--- start of EXERCISE MATERIAL ---

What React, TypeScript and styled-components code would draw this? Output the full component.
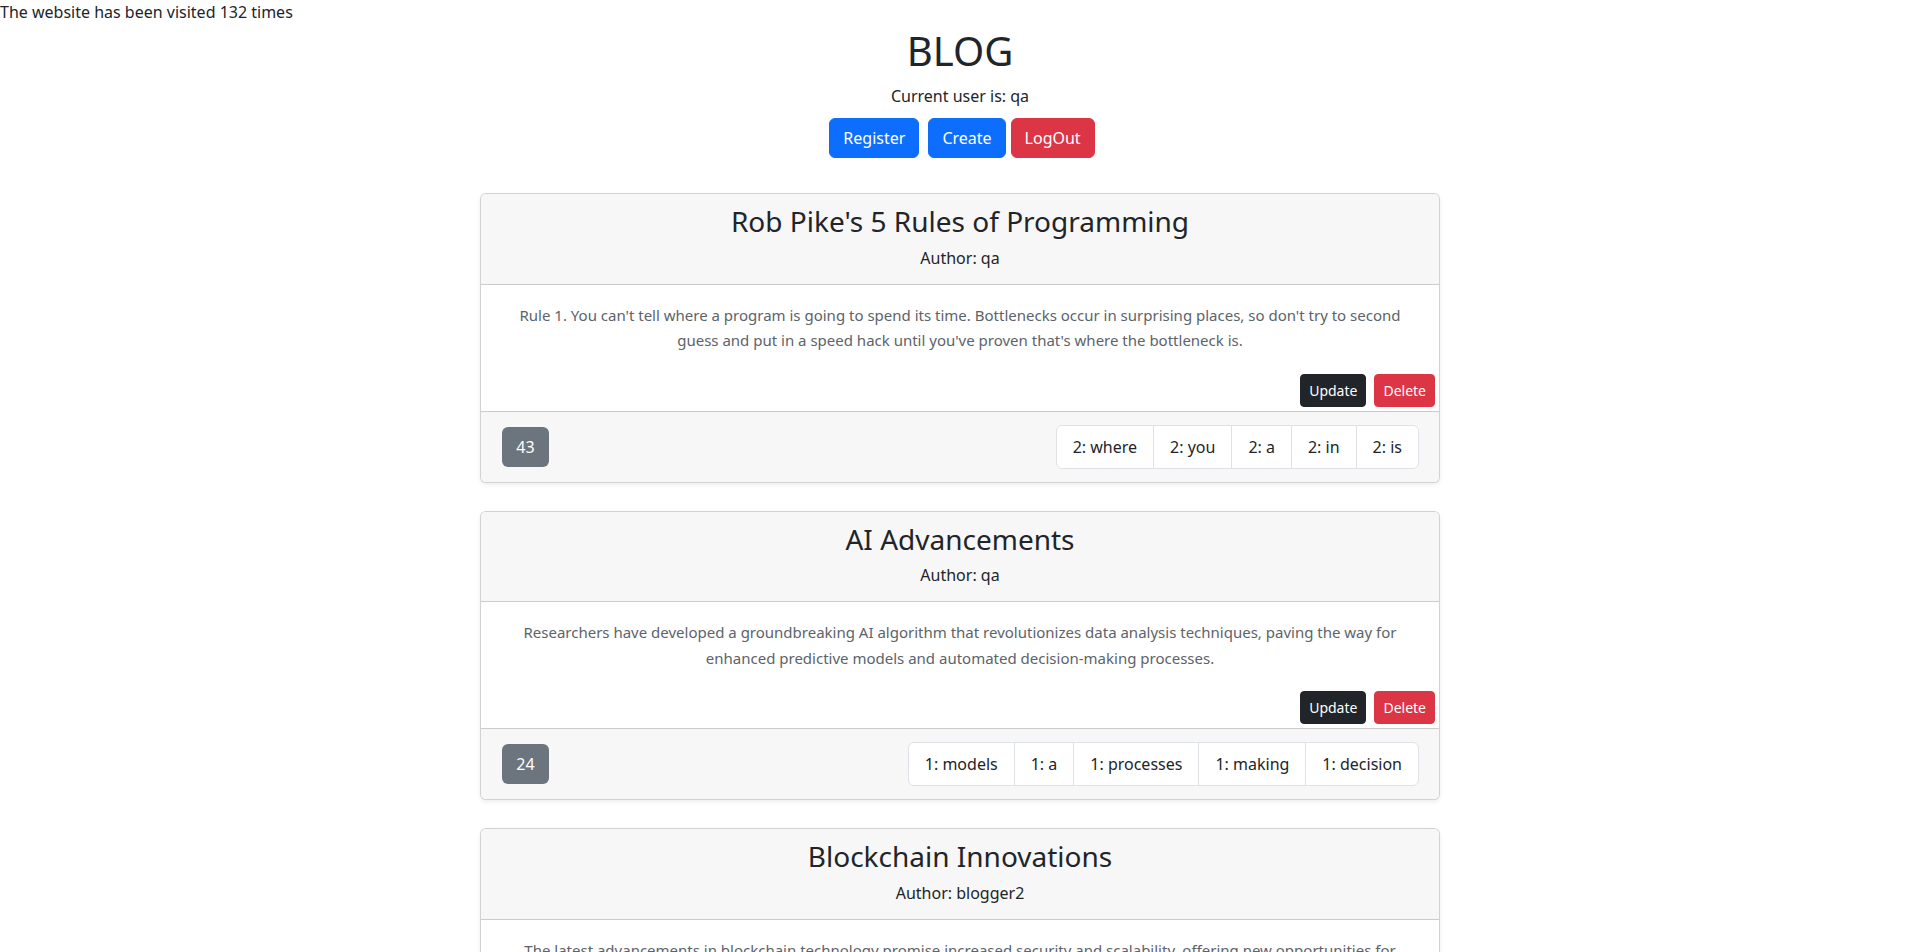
import React from "react";
import styled, { createGlobalStyle } from "styled-components";

const GlobalStyle = createGlobalStyle`
  html, body {
    margin: 0;
    padding: 0;
    background: #ffffff;
  }
  body {
    font-family: "Noto Sans", "Open Sans", "Liberation Sans", sans-serif;
    font-size: 16px;
    line-height: 1.5;
    color: #212529;
  }
  * { box-sizing: border-box; }
`;

const Page = styled.div`
  display: flex;
  flex-direction: column;
  padding-bottom: 40px;
`;

const VisitCounter = styled.div`
  font-size: 16px;
  line-height: 24px;
  height: 24px;
`;

const Masthead = styled.header`
  display: flex;
  flex-direction: column;
  align-items: center;
  text-align: center;
`;

const SiteTitle = styled.h1`
  margin: 3px 0 9px;
  font-size: 40px;
  line-height: 48px;
  font-weight: 400;
`;

const CurrentUser = styled.p`
  margin: 0;
  font-size: 16px;
  line-height: 24px;
`;

const ButtonRow = styled.div`
  display: flex;
  justify-content: center;
  margin-top: 10px;
  padding-left: 4px;
`;

const NavButton = styled.button<{ $variant: "primary" | "danger"; $spaceAfter?: number }>`
  height: 40px;
  padding: 0 13px;
  margin-right: ${(p) => p.$spaceAfter ?? 0}px;
  border: 1px solid ${(p) => (p.$variant === "primary" ? "#0d6efd" : "#dc3545")};
  background: ${(p) => (p.$variant === "primary" ? "#0d6efd" : "#dc3545")};
  color: #ffffff;
  font-family: inherit;
  font-size: 16px;
  line-height: 24px;
  border-radius: 6px;
  cursor: pointer;
`;

const PostList = styled.main`
  display: flex;
  flex-direction: column;
  gap: 28px;
  width: 960px;
  margin: 35px auto 0;
`;

const Card = styled.article`
  display: flex;
  flex-direction: column;
  border: 1px solid rgba(0, 0, 0, 0.175);
  border-radius: 6px;
  background: #ffffff;
  box-shadow: 0 2px 4px rgba(0, 0, 0, 0.075);
  overflow: hidden;
`;

const CardHeader = styled.div`
  padding: 11px 16px 14px;
  background: #f7f7f7;
  border-bottom: 1px solid rgba(0, 0, 0, 0.175);
  text-align: center;
`;

const PostTitle = styled.h3`
  margin: 0 0 7px;
  font-size: 28px;
  line-height: 33.6px;
  font-weight: 400;
`;

const Author = styled.div`
  font-size: 16px;
  line-height: 24px;
`;

const CardBody = styled.div`
  padding: 18px 16px 16px;
  text-align: center;
`;

const PostText = styled.p`
  margin: 0;
  font-size: 15px;
  line-height: 25.5px;
  color: #5c636a;
`;

const Actions = styled.div`
  display: flex;
  justify-content: flex-end;
  gap: 8px;
  padding: 4px;
`;

const SmallButton = styled.button<{ $variant: "dark" | "danger" }>`
  height: 33px;
  padding: 0 8px;
  border: 1px solid ${(p) => (p.$variant === "dark" ? "#212529" : "#dc3545")};
  background: ${(p) => (p.$variant === "dark" ? "#212529" : "#dc3545")};
  color: #ffffff;
  font-family: inherit;
  font-size: 14px;
  line-height: 21px;
  border-radius: 4px;
  cursor: pointer;
`;

const CardFooter = styled.div`
  display: flex;
  justify-content: space-between;
  align-items: center;
  padding: 13px 20px 13px 21px;
  background: #f7f7f7;
  border-top: 1px solid rgba(0, 0, 0, 0.175);
`;

const CountBadge = styled.span`
  display: inline-flex;
  align-items: center;
  justify-content: center;
  height: 40px;
  min-width: 47px;
  padding: 0 14px;
  border-radius: 6px;
  background: #6c757d;
  color: #ffffff;
  font-size: 16px;
  line-height: 24px;
`;

const WordList = styled.ul`
  display: flex;
  margin: 0;
  padding: 0;
  list-style: none;
  border: 1px solid #dee2e6;
  border-radius: 6px;
  background: #ffffff;
  overflow: hidden;
`;

const WordItem = styled.li`
  display: flex;
  align-items: center;
  height: 42px;
  padding: 0 16px;
  font-size: 16px;
  line-height: 24px;
  color: #212529;
  & + & {
    border-left: 1px solid #dee2e6;
  }
`;

type Post = {
  title: string;
  author: string;
  text: string;
  count: number;
  words: string[];
};

const posts: Post[] = [
  {
    title: "Rob Pike's 5 Rules of Programming",
    author: "qa",
    text:
      "Rule 1. You can't tell where a program is going to spend its time. Bottlenecks occur in surprising places, so don't try to second guess and put in a speed hack until you've proven that's where the bottleneck is.",
    count: 43,
    words: ["2: where", "2: you", "2: a", "2: in", "2: is"],
  },
  {
    title: "AI Advancements",
    author: "qa",
    text:
      "Researchers have developed a groundbreaking AI algorithm that revolutionizes data analysis techniques, paving the way for enhanced predictive models and automated decision-making processes.",
    count: 24,
    words: ["1: models", "1: a", "1: processes", "1: making", "1: decision"],
  },
  {
    title: "Blockchain Innovations",
    author: "blogger2",
    text:
      "The latest advancements in blockchain technology promise increased security and scalability, offering new opportunities for decentralized applications and digital transactions.",
    count: 21,
    words: ["1: blockchain", "1: security", "1: new", "1: for", "1: digital"],
  },
];

export default function App() {
  return (
    <>
      <GlobalStyle />
      <Page>
        <VisitCounter>The website has been visited 132 times</VisitCounter>
        <Masthead>
          <SiteTitle>BLOG</SiteTitle>
          <CurrentUser>Current user is: qa</CurrentUser>
          <ButtonRow>
            <NavButton $variant="primary" $spaceAfter={9}>Register</NavButton>
            <NavButton $variant="primary" $spaceAfter={5}>Create</NavButton>
            <NavButton $variant="danger">LogOut</NavButton>
          </ButtonRow>
        </Masthead>
        <PostList>
          {posts.map((post) => (
            <Card key={post.title}>
              <CardHeader>
                <PostTitle>{post.title}</PostTitle>
                <Author>Author: {post.author}</Author>
              </CardHeader>
              <CardBody>
                <PostText>{post.text}</PostText>
              </CardBody>
              <Actions>
                <SmallButton $variant="dark">Update</SmallButton>
                <SmallButton $variant="danger">Delete</SmallButton>
              </Actions>
              <CardFooter>
                <CountBadge>{post.count}</CountBadge>
                <WordList>
                  {post.words.map((w) => (
                    <WordItem key={w}>{w}</WordItem>
                  ))}
                </WordList>
              </CardFooter>
            </Card>
          ))}
        </PostList>
      </Page>
    </>
  );
}
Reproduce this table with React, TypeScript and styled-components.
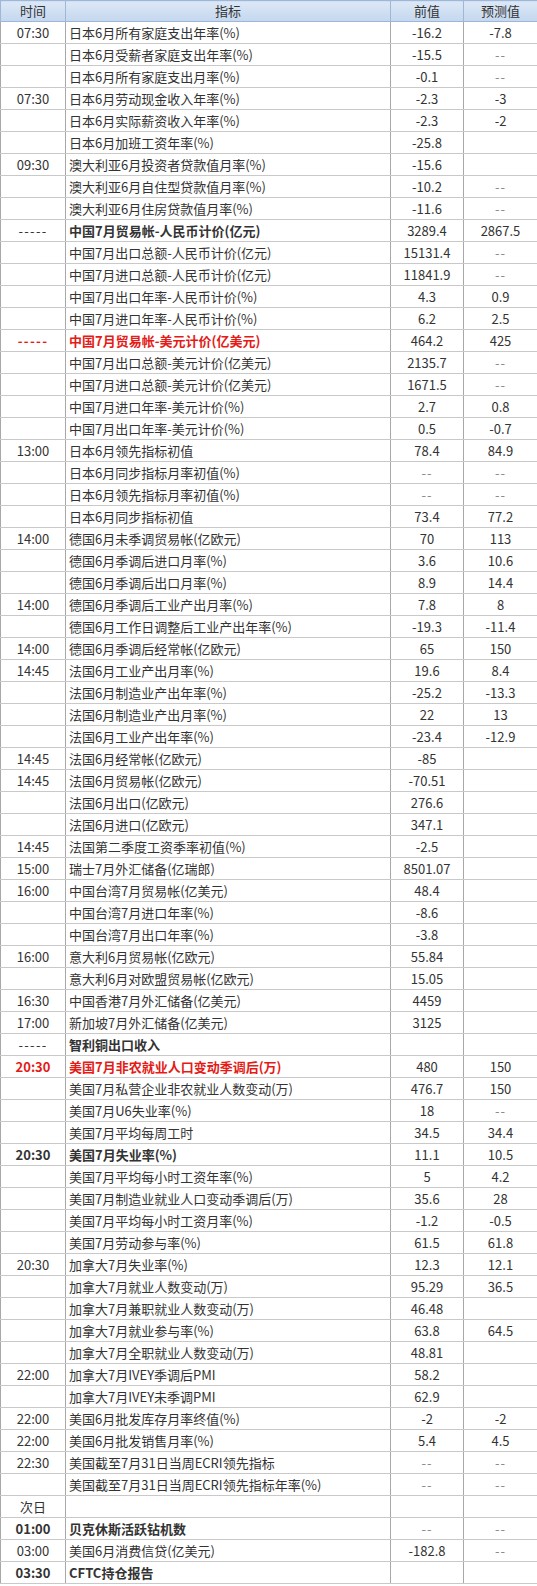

--- end of EXERCISE MATERIAL ---

WORK INSTRUCTIONS ->
Leave out the pictures and output every record above precisely as given.

EXERCISE SOLUTION ->
What React, TypeScript and styled-components code would draw this? Output the full component.
import React from "react";
import styled, { createGlobalStyle } from "styled-components";

const GlobalStyle = createGlobalStyle`
  html, body {
    margin: 0;
    padding: 0;
    background: #ffffff;
  }
  body {
    font-family: "Noto Sans", "Open Sans", "Liberation Sans", sans-serif;
    font-size: 16px;
    line-height: 1.5;
    color: #212529;
  }
  * { box-sizing: border-box; }
`;

const Page = styled.div`
  display: flex;
  flex-direction: column;
  padding-bottom: 40px;
`;

const VisitCounter = styled.div`
  font-size: 16px;
  line-height: 24px;
  height: 24px;
`;

const Masthead = styled.header`
  display: flex;
  flex-direction: column;
  align-items: center;
  text-align: center;
`;

const SiteTitle = styled.h1`
  margin: 3px 0 9px;
  font-size: 40px;
  line-height: 48px;
  font-weight: 400;
`;

const CurrentUser = styled.p`
  margin: 0;
  font-size: 16px;
  line-height: 24px;
`;

const ButtonRow = styled.div`
  display: flex;
  justify-content: center;
  margin-top: 10px;
  padding-left: 4px;
`;

const NavButton = styled.button<{ $variant: "primary" | "danger"; $spaceAfter?: number }>`
  height: 40px;
  padding: 0 13px;
  margin-right: ${(p) => p.$spaceAfter ?? 0}px;
  border: 1px solid ${(p) => (p.$variant === "primary" ? "#0d6efd" : "#dc3545")};
  background: ${(p) => (p.$variant === "primary" ? "#0d6efd" : "#dc3545")};
  color: #ffffff;
  font-family: inherit;
  font-size: 16px;
  line-height: 24px;
  border-radius: 6px;
  cursor: pointer;
`;

const PostList = styled.main`
  display: flex;
  flex-direction: column;
  gap: 28px;
  width: 960px;
  margin: 35px auto 0;
`;

const Card = styled.article`
  display: flex;
  flex-direction: column;
  border: 1px solid rgba(0, 0, 0, 0.175);
  border-radius: 6px;
  background: #ffffff;
  box-shadow: 0 2px 4px rgba(0, 0, 0, 0.075);
  overflow: hidden;
`;

const CardHeader = styled.div`
  padding: 11px 16px 14px;
  background: #f7f7f7;
  border-bottom: 1px solid rgba(0, 0, 0, 0.175);
  text-align: center;
`;

const PostTitle = styled.h3`
  margin: 0 0 7px;
  font-size: 28px;
  line-height: 33.6px;
  font-weight: 400;
`;

const Author = styled.div`
  font-size: 16px;
  line-height: 24px;
`;

const CardBody = styled.div`
  padding: 18px 16px 16px;
  text-align: center;
`;

const PostText = styled.p`
  margin: 0;
  font-size: 15px;
  line-height: 25.5px;
  color: #5c636a;
`;

const Actions = styled.div`
  display: flex;
  justify-content: flex-end;
  gap: 8px;
  padding: 4px;
`;

const SmallButton = styled.button<{ $variant: "dark" | "danger" }>`
  height: 33px;
  padding: 0 8px;
  border: 1px solid ${(p) => (p.$variant === "dark" ? "#212529" : "#dc3545")};
  background: ${(p) => (p.$variant === "dark" ? "#212529" : "#dc3545")};
  color: #ffffff;
  font-family: inherit;
  font-size: 14px;
  line-height: 21px;
  border-radius: 4px;
  cursor: pointer;
`;

const CardFooter = styled.div`
  display: flex;
  justify-content: space-between;
  align-items: center;
  padding: 13px 20px 13px 21px;
  background: #f7f7f7;
  border-top: 1px solid rgba(0, 0, 0, 0.175);
`;

const CountBadge = styled.span`
  display: inline-flex;
  align-items: center;
  justify-content: center;
  height: 40px;
  min-width: 47px;
  padding: 0 14px;
  border-radius: 6px;
  background: #6c757d;
  color: #ffffff;
  font-size: 16px;
  line-height: 24px;
`;

const WordList = styled.ul`
  display: flex;
  margin: 0;
  padding: 0;
  list-style: none;
  border: 1px solid #dee2e6;
  border-radius: 6px;
  background: #ffffff;
  overflow: hidden;
`;

const WordItem = styled.li`
  display: flex;
  align-items: center;
  height: 42px;
  padding: 0 16px;
  font-size: 16px;
  line-height: 24px;
  color: #212529;
  & + & {
    border-left: 1px solid #dee2e6;
  }
`;

type Post = {
  title: string;
  author: string;
  text: string;
  count: number;
  words: string[];
};

const posts: Post[] = [
  {
    title: "Rob Pike's 5 Rules of Programming",
    author: "qa",
    text:
      "Rule 1. You can't tell where a program is going to spend its time. Bottlenecks occur in surprising places, so don't try to second guess and put in a speed hack until you've proven that's where the bottleneck is.",
    count: 43,
    words: ["2: where", "2: you", "2: a", "2: in", "2: is"],
  },
  {
    title: "AI Advancements",
    author: "qa",
    text:
      "Researchers have developed a groundbreaking AI algorithm that revolutionizes data analysis techniques, paving the way for enhanced predictive models and automated decision-making processes.",
    count: 24,
    words: ["1: models", "1: a", "1: processes", "1: making", "1: decision"],
  },
  {
    title: "Blockchain Innovations",
    author: "blogger2",
    text:
      "The latest advancements in blockchain technology promise increased security and scalability, offering new opportunities for decentralized applications and digital transactions.",
    count: 21,
    words: ["1: blockchain", "1: security", "1: new", "1: for", "1: digital"],
  },
];

export default function App() {
  return (
    <>
      <GlobalStyle />
      <Page>
        <VisitCounter>The website has been visited 132 times</VisitCounter>
        <Masthead>
          <SiteTitle>BLOG</SiteTitle>
          <CurrentUser>Current user is: qa</CurrentUser>
          <ButtonRow>
            <NavButton $variant="primary" $spaceAfter={9}>Register</NavButton>
            <NavButton $variant="primary" $spaceAfter={5}>Create</NavButton>
            <NavButton $variant="danger">LogOut</NavButton>
          </ButtonRow>
        </Masthead>
        <PostList>
          {posts.map((post) => (
            <Card key={post.title}>
              <CardHeader>
                <PostTitle>{post.title}</PostTitle>
                <Author>Author: {post.author}</Author>
              </CardHeader>
              <CardBody>
                <PostText>{post.text}</PostText>
              </CardBody>
              <Actions>
                <SmallButton $variant="dark">Update</SmallButton>
                <SmallButton $variant="danger">Delete</SmallButton>
              </Actions>
              <CardFooter>
                <CountBadge>{post.count}</CountBadge>
                <WordList>
                  {post.words.map((w) => (
                    <WordItem key={w}>{w}</WordItem>
                  ))}
                </WordList>
              </CardFooter>
            </Card>
          ))}
        </PostList>
      </Page>
    </>
  );
}
Reproduce this table with React, TypeScript and styled-components.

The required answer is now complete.